Habit of Happiness

“I just want my child to be happy!”
A statement I hear from almost every parent who has come to me to help their child and from most other parents I’ve spoken to about their children. This makes sense; of course we want our kids to be happy!

What doesn’t make sense to me is that we have want it. I mean, why aren’t they happy – they are kids? Unless they don’t have enough to eat or a roof over their heads, why aren’t they happy? Why don’t we know they are going to grow up happy?

And then there is the question I have had for years as I have faced my own trials in life – Why is it so hard to be happy, and to stay happy? As adults we seem to have to work through so many blocks, limiting beliefs, and pain to get happy. Life circumstances change and we’re unhappy. And somehow even though it is a great goal to be happy; it’s not always the most popular thing. People are suspect, they push on us, bringing in negativity to test our happiness and some secretly gloat when we fall from our happy place. Happy people can be intimidating it seems.

So, how does this affect our kids? In many ways and today I will discuss 3 and how we can shift to build Habits of Happiness.

1. The Brain has a Negative Bias – Truly! I just learned this recently in a lecture by Stanford professors, Dr. Fred Luskin and Carol Pertofsky, M.Ed. They explained that research shows that the brain is actually set up to have a negative bias.

Well, this answers my burning question of why do we have to try too hard to be happy! Here is how it works: negative thoughts – being prepared for, aware of and wary of possible danger or hazards that might befall us or our children, allows us to protect ourselves and survive.  Really, it is a survival of the fittest kind of thing. In the jungle, if I am prepared and on alert, I survive; you aren’t, poof – you’re not. Simple. So we learn to be on alert through our thoughts, stress, interpretations, questions, self-talk, etc. And, we develop coping mechanisms, contingency plans and ways to compensate to take care of the inevitable crisis. Of course the constant focus on the negative attracts the negative which creates the justification for focusing on it, and there you have the vicious cycle.
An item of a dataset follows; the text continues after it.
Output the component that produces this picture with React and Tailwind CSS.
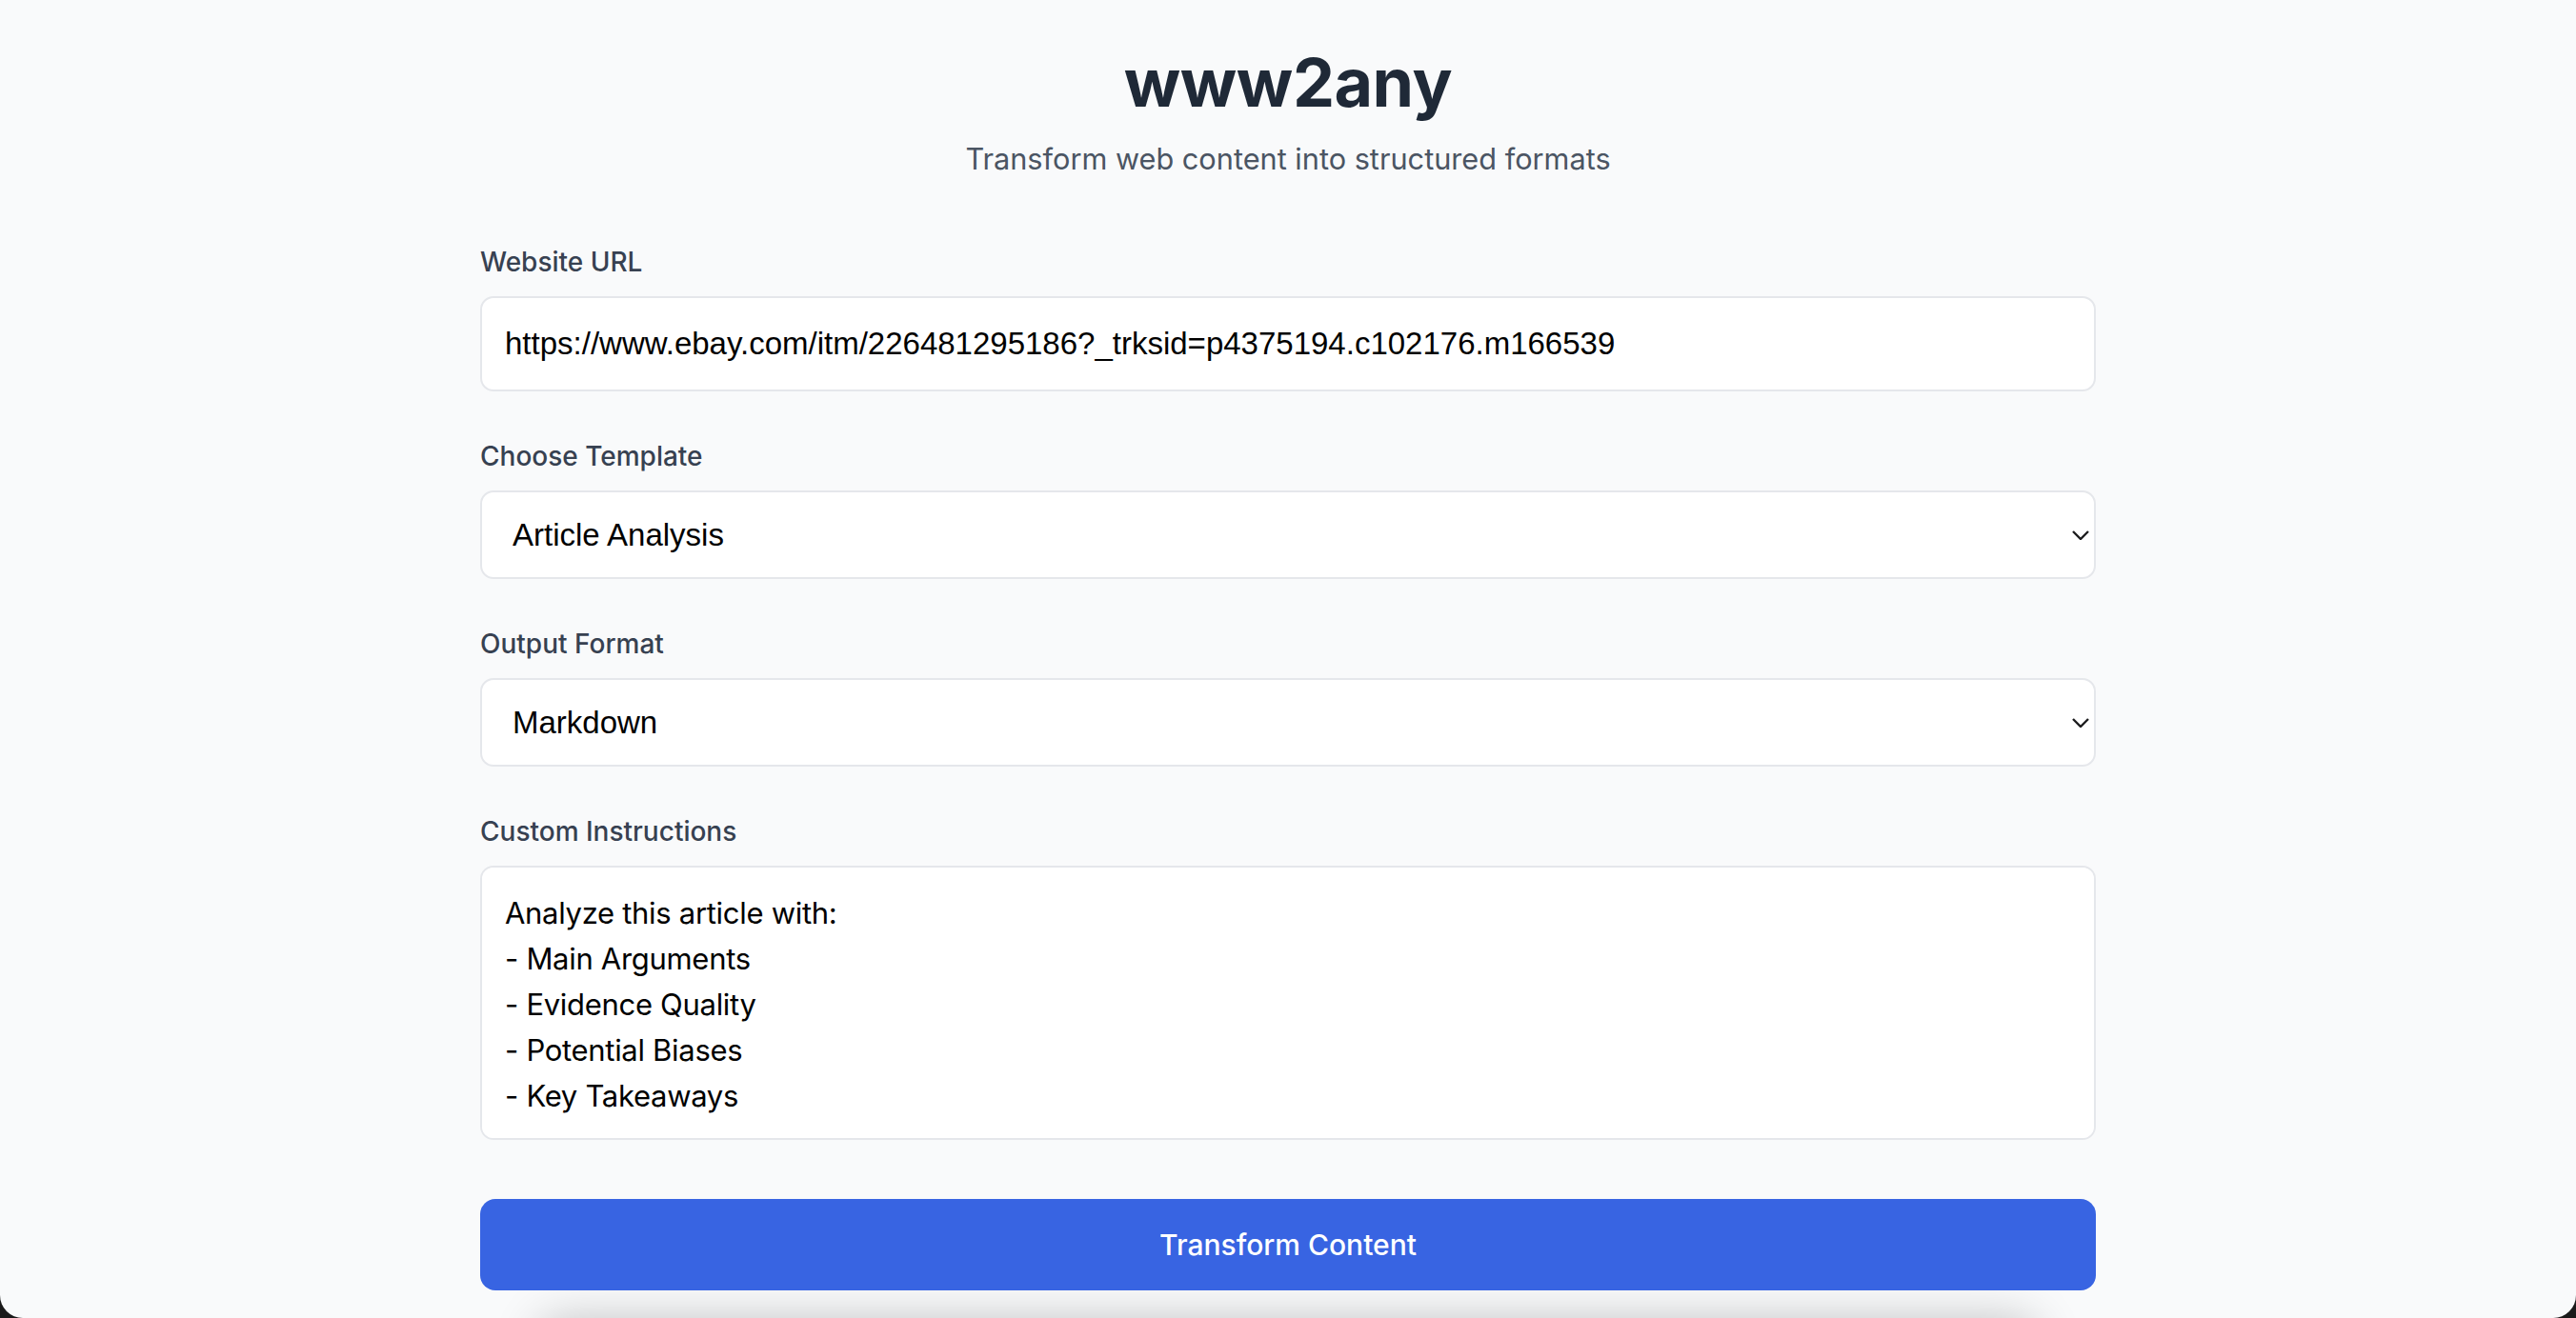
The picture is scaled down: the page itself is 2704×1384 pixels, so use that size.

Our brains haven’t caught up in this area from the foraging days of the past. A major program update is needed, but there isn’t a downloadable version. We can’t just go to sleep and wake up without this negative bias. We need to counteract it regularly. We must choose each moment to think, act and be happy. We must learn and practice the habit of gratitude, finding the blessings, and solving the problems we face from a trusting place. It is a choice. The good news is you don’t have to know how it will turn out before you make the choice.

2. Our children learn from what we do – Model, Model, Model. Many years ago when I was learning to facilitate children’s self-esteem workshops with Insight Seminars, my mentor, Jane Cramer would tell me over and over, “the children learn from what we do more than what we say. They watch us and they follow us, particularly if they love and respect us” – like our own kids. She is wise and her advice holds true today. We model by our self-talk (which we often voice), our responses and reactions and general attitude. Our kids watch and listen and learn.

By starting with ourselves, a bit at a time, we will begin to model positive, happy habits and practices for our children. And they will follow suit, without thinking much about it. If we know happiness is a choice and created from inside, we will have faith that our kids will be happy and that we can teach/show/model to them how to make that choice.

3. Happiness is more than emotional highs based on outer experiences – it is much more subtle. Happiness includes those fabulous moments and exhilarating experiences and it also can exist when outward situations are sad, frustrating, etc. An inner contentment, peace, focus on gratitude and loving can be very present even in the difficult situation – even when you aren’t “feeling” happy. In fact this inner forbearance allows us to learn and grow from challenges to be empowered by them – not fully shaken by them – and to recover faster. It takes practice to be able to maintain that place, even some of the time.

Does all this sound like Pollyanna? Maybe. But it is a real choice we can make each day – once, twice or more times than we are currently. It is easier not to, after all our primitive brain is already leading us with that self-protective negative bias. We can go with the negative flow, and keep worrying, stressing, and reaping the consequences. Or, we can choose happiness; choose to respond from compassion, gratitude and loving. We can see what the consequences are. There is hidden strength in this choice and great rewards as we feel stronger and happier and our children learn the value and habits of happiness.